**THE EXERCISE**
Search the listing below for the word "code" and copy each line that holds it.

**WORKING DATA**
*-*-*
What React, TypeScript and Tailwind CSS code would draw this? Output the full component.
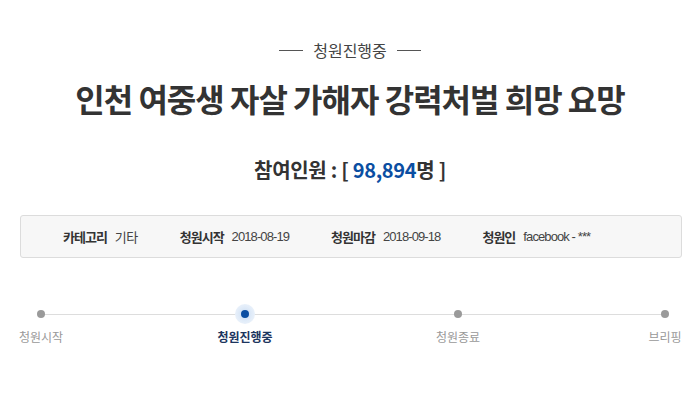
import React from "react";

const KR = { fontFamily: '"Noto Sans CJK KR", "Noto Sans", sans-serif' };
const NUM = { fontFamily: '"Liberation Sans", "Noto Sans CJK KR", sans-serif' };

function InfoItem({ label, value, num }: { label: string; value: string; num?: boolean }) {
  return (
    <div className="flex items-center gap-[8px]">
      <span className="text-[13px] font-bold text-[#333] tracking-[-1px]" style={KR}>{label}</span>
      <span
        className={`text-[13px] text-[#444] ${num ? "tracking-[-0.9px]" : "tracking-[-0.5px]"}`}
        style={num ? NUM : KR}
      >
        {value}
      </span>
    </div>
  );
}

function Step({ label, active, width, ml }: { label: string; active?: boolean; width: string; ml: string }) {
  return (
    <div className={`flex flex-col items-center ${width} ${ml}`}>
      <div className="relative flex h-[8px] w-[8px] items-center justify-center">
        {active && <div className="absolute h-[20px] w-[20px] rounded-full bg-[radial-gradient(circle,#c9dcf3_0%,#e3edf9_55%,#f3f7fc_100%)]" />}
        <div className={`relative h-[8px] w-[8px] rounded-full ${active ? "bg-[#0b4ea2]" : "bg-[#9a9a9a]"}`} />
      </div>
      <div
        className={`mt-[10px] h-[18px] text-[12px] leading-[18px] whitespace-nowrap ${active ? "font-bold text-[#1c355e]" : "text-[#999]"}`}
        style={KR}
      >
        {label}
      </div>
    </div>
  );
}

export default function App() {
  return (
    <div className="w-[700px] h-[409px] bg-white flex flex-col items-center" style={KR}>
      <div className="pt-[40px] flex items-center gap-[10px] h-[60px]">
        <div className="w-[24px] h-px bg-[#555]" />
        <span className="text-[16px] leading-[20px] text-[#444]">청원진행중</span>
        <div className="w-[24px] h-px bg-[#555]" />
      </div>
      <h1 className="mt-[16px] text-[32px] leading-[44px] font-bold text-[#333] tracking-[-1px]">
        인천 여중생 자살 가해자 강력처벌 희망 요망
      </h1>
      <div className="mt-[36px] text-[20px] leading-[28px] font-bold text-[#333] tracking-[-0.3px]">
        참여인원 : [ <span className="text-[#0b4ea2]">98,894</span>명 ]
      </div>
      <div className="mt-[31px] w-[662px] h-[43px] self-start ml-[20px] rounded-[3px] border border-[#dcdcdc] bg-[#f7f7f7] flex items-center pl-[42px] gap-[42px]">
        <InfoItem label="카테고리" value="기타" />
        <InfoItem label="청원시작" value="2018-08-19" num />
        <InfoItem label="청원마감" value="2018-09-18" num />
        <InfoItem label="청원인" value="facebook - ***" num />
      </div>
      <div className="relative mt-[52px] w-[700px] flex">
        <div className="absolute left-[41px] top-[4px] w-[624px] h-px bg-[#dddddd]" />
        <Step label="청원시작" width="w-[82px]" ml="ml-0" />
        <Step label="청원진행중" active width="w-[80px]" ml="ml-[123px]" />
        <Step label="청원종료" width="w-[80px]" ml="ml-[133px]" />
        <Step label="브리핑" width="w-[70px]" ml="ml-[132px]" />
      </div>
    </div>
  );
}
*-*-*
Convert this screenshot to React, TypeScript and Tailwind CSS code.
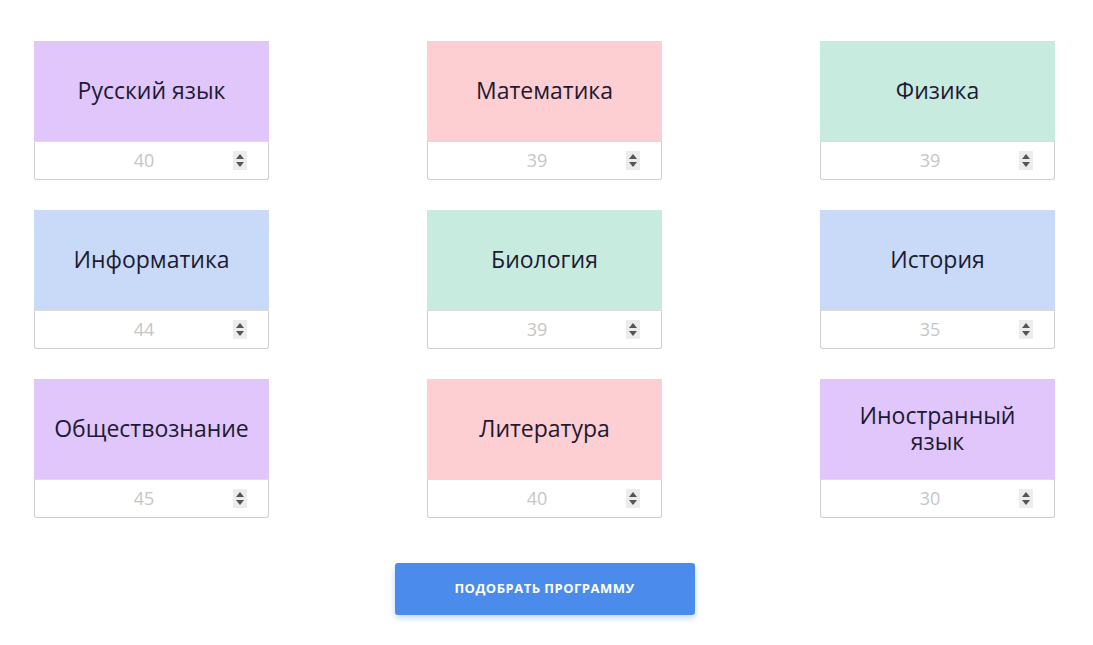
*-*-*
**EXERCISE RESULT**
What React, TypeScript and Tailwind CSS code would draw this? Output the full component.
Convert this screenshot to React, TypeScript and Tailwind CSS code.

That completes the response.